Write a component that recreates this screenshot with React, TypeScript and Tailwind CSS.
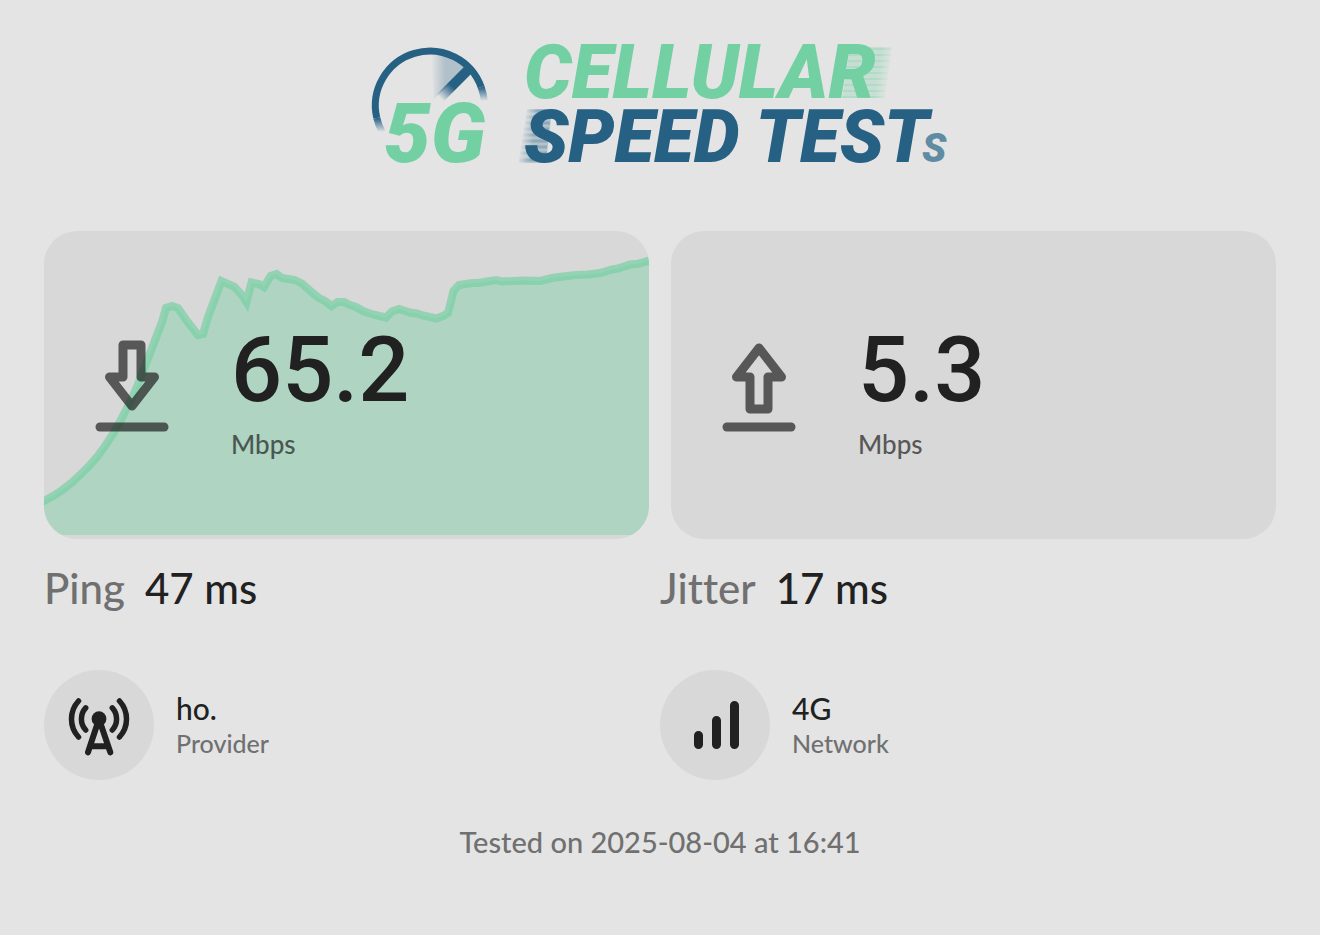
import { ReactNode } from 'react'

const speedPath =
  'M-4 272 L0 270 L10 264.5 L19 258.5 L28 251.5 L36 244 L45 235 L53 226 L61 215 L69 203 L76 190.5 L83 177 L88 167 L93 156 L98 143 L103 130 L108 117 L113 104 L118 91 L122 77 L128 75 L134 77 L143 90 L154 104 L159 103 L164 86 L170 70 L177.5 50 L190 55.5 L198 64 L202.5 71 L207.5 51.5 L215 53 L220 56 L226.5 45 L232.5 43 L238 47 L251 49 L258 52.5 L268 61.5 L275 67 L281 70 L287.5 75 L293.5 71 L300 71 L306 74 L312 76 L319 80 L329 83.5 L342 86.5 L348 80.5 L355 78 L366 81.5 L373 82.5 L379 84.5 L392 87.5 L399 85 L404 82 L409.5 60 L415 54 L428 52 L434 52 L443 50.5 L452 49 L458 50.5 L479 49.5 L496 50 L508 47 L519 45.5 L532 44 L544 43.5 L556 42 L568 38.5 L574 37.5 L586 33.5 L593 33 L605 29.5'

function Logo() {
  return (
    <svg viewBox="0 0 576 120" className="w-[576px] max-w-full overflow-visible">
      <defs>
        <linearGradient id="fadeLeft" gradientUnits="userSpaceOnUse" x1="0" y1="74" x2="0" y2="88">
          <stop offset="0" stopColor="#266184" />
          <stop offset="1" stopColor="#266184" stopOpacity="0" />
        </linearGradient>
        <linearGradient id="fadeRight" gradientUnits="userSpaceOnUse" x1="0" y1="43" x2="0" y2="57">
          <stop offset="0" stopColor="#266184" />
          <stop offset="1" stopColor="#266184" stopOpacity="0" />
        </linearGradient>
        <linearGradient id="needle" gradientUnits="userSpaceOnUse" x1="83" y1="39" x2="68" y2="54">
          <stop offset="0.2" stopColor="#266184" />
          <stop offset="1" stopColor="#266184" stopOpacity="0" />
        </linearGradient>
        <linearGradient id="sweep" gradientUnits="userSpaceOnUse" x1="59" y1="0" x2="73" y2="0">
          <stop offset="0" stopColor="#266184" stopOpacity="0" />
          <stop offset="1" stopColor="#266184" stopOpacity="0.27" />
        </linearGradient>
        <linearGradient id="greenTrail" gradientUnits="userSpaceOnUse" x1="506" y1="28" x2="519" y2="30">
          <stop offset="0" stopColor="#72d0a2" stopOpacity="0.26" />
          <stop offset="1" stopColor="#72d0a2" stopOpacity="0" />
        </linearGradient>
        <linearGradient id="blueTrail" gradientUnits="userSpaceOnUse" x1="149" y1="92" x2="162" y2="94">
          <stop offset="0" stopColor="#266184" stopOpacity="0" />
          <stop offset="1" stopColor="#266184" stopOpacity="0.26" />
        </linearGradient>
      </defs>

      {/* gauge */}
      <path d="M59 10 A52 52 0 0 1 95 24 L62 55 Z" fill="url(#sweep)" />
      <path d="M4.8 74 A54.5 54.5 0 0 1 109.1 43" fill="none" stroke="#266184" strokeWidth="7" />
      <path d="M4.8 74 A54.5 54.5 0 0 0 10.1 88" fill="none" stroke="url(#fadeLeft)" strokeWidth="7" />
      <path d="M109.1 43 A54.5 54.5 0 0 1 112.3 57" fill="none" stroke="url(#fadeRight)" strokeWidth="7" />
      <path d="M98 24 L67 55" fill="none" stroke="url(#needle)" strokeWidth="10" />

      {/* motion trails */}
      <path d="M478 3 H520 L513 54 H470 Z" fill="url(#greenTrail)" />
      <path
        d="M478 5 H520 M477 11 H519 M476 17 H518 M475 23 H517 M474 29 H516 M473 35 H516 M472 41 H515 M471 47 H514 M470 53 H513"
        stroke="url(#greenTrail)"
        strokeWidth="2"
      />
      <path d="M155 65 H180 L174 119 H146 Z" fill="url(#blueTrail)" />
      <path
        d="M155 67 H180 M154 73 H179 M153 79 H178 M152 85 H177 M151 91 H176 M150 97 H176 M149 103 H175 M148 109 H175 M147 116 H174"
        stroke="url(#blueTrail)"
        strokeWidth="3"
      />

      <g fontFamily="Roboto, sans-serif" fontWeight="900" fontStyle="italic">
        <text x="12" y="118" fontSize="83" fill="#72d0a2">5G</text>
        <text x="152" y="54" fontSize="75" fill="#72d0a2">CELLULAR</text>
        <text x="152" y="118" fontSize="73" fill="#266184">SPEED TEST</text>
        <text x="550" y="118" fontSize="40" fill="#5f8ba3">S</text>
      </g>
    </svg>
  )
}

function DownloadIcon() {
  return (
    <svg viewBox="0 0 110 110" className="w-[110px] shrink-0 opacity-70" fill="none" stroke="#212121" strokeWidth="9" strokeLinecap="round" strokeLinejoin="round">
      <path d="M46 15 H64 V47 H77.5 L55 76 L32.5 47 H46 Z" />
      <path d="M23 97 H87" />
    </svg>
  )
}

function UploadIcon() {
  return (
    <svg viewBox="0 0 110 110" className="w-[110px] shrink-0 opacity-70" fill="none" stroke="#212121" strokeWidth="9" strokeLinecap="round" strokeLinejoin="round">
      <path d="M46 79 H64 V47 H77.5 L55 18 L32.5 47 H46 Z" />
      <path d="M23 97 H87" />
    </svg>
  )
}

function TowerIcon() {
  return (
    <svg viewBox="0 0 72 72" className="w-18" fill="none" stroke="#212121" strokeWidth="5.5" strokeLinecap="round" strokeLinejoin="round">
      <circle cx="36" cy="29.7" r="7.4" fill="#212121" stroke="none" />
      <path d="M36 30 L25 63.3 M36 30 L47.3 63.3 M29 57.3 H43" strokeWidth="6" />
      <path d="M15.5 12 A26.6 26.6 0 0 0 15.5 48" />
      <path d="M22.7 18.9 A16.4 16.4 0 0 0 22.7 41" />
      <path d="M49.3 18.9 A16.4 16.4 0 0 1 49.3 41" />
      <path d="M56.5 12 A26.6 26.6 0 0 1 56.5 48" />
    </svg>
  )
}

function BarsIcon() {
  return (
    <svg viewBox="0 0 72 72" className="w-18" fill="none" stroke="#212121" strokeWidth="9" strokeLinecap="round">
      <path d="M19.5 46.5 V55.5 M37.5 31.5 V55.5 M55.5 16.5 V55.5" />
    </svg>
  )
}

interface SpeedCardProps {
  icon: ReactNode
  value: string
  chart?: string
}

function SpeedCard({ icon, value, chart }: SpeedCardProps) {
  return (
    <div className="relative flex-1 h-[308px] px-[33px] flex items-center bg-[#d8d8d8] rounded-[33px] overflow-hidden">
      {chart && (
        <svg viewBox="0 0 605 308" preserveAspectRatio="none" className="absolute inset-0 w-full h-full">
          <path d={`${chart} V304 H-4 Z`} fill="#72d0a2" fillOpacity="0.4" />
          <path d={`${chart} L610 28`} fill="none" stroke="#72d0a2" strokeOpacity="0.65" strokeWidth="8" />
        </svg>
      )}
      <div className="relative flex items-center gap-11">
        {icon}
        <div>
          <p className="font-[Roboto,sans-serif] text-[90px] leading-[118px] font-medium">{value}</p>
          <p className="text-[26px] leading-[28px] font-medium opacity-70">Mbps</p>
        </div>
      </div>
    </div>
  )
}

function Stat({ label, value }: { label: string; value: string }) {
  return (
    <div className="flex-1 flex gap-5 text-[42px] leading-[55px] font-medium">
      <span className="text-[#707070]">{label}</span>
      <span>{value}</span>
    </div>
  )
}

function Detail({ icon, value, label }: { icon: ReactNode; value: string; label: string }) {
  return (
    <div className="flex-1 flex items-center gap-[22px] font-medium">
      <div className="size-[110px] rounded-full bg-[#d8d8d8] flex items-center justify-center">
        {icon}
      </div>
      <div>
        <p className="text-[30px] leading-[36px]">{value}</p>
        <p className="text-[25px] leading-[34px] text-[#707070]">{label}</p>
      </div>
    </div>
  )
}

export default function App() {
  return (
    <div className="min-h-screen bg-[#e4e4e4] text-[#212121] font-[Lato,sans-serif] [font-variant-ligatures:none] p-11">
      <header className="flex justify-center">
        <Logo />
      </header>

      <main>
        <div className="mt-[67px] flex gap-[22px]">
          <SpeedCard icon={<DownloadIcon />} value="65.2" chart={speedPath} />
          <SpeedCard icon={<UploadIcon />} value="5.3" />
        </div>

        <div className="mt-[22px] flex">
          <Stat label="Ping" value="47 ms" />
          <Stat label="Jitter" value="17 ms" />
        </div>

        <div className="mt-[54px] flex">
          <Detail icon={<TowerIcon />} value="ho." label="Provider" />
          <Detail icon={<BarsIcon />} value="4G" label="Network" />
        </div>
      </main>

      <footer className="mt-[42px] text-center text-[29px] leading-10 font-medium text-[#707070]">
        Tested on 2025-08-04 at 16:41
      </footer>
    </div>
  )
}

══════════

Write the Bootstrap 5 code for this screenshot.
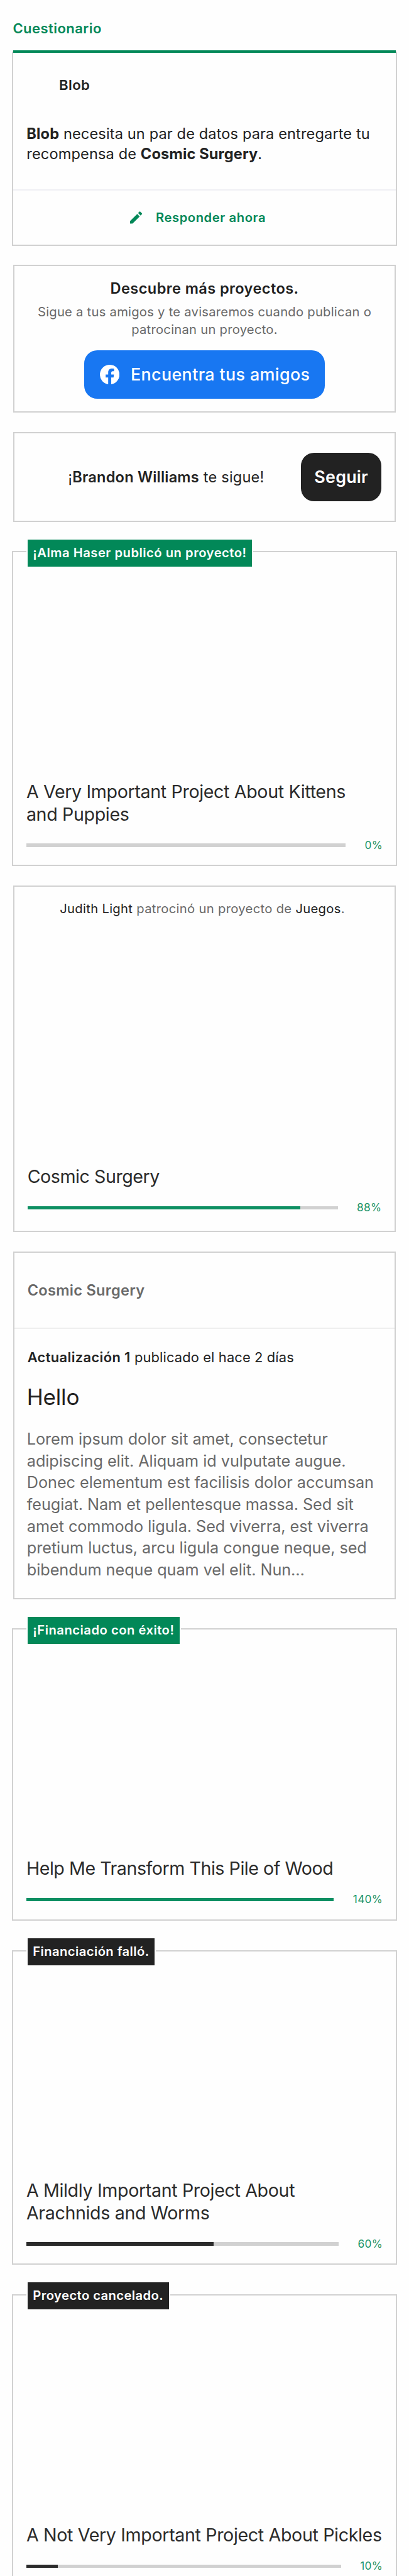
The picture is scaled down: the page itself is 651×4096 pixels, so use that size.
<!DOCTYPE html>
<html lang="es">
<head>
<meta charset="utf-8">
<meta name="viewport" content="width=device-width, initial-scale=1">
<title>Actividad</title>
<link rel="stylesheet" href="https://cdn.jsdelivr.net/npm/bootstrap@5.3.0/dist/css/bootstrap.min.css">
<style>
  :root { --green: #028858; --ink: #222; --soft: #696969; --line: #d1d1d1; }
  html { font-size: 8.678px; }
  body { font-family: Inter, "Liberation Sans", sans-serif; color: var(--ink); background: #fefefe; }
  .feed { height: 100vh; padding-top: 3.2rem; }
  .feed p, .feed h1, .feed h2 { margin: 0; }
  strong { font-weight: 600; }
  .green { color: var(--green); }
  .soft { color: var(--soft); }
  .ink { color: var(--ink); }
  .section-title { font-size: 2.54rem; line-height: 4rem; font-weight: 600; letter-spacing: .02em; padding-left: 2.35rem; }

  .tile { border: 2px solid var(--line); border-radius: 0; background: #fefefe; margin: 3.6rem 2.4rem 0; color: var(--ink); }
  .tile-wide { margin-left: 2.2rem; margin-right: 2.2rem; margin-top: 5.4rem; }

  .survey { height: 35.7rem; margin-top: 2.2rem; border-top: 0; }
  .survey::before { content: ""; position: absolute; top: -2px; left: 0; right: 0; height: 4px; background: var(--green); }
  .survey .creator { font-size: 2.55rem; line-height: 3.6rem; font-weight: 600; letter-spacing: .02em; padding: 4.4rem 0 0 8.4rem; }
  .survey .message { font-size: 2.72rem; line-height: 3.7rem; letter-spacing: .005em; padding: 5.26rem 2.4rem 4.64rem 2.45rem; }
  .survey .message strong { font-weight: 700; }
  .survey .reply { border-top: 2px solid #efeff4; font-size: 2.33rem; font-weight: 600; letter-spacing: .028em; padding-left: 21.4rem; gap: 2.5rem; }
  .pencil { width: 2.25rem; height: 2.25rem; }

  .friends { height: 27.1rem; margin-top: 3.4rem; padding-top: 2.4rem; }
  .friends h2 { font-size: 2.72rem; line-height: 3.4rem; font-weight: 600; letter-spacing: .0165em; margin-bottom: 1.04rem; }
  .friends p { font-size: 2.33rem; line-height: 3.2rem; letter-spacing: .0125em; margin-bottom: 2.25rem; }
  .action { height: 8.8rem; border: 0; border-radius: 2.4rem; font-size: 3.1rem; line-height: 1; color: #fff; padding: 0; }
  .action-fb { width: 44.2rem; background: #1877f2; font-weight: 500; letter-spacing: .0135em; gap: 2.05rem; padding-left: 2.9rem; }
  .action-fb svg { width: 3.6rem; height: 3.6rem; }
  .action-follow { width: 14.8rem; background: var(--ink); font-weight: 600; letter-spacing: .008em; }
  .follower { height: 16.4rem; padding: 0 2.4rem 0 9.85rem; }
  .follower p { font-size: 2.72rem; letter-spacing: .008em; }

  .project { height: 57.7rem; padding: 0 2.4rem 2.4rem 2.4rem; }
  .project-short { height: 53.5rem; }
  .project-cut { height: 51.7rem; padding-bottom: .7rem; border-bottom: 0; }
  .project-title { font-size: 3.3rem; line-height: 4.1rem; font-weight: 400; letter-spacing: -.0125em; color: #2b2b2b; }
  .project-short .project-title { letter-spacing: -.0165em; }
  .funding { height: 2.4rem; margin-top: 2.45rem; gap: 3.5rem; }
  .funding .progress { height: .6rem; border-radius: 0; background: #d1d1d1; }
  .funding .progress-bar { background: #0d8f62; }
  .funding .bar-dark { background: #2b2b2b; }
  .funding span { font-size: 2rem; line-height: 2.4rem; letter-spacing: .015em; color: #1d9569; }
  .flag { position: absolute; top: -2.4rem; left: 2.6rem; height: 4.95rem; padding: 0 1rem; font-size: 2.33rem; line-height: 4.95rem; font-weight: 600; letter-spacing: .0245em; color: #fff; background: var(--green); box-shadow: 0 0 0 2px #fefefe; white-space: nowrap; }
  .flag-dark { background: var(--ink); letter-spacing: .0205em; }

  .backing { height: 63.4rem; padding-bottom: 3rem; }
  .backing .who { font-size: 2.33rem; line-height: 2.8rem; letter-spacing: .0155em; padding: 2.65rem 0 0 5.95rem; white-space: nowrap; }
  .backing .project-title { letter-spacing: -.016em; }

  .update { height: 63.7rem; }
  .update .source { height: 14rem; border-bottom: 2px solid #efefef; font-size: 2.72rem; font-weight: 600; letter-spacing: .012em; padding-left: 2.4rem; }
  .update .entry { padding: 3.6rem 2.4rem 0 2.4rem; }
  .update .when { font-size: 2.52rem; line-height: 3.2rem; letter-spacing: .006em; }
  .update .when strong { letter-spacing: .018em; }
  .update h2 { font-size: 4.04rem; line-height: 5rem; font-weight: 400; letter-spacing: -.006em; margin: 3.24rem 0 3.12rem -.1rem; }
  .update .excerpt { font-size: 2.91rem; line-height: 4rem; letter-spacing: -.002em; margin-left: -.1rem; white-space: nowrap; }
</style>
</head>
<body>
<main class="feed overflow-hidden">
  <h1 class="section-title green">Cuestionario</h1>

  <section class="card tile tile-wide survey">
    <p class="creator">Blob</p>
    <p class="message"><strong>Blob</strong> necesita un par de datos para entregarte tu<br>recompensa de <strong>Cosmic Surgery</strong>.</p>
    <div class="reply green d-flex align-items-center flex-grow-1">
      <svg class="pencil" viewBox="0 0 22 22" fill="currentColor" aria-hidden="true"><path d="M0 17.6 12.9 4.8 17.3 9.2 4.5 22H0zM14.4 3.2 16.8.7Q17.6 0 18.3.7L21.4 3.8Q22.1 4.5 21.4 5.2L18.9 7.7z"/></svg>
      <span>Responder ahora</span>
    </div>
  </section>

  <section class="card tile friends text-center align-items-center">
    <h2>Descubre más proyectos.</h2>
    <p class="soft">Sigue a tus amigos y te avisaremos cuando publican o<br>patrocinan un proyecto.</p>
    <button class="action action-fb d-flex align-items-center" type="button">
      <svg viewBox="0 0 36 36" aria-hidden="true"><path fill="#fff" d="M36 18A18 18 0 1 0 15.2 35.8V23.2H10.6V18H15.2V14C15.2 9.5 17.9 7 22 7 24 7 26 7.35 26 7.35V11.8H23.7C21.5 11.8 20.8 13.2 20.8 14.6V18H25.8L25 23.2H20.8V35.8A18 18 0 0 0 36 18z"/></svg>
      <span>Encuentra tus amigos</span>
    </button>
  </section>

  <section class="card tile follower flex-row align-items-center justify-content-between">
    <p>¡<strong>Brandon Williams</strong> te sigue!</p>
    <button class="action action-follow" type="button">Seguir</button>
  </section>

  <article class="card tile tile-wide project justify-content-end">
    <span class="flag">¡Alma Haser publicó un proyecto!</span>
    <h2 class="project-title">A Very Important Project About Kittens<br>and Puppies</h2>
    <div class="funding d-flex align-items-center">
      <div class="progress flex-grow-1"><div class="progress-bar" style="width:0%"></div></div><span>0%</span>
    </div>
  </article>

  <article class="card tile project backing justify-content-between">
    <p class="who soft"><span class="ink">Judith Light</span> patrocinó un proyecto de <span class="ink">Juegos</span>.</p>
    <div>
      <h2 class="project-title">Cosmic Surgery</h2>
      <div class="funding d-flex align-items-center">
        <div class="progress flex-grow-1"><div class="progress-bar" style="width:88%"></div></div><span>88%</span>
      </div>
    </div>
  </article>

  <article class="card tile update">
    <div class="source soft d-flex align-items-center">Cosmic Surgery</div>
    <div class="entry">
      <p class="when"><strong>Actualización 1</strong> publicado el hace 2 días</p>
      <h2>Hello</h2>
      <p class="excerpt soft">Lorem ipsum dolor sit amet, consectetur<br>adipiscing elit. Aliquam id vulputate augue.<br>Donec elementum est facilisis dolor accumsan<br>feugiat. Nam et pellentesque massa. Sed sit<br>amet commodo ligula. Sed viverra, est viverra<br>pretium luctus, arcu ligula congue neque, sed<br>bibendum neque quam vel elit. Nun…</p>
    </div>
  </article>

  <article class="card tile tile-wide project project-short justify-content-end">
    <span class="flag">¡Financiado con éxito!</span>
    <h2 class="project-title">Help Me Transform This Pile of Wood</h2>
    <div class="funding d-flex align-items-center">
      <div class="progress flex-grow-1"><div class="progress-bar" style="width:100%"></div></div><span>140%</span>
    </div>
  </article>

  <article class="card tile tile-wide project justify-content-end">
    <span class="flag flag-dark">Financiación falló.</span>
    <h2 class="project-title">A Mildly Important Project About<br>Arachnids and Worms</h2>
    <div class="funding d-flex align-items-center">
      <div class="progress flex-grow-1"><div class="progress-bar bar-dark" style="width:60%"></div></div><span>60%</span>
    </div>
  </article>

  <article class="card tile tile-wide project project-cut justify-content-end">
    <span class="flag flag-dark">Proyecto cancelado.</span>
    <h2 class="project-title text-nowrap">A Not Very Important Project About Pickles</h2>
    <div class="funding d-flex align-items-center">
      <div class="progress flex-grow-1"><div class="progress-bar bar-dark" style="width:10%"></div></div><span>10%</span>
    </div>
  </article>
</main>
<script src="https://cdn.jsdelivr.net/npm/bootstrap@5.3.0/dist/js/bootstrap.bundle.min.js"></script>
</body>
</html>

══════════

GIVEN REQUEST:
In the entries above, find each line with the string "screenshot" and copy it.

SOLUTION TO THIS TASK:
Write a component that recreates this screenshot with React, TypeScript and Tailwind CSS.
Write the Bootstrap 5 code for this screenshot.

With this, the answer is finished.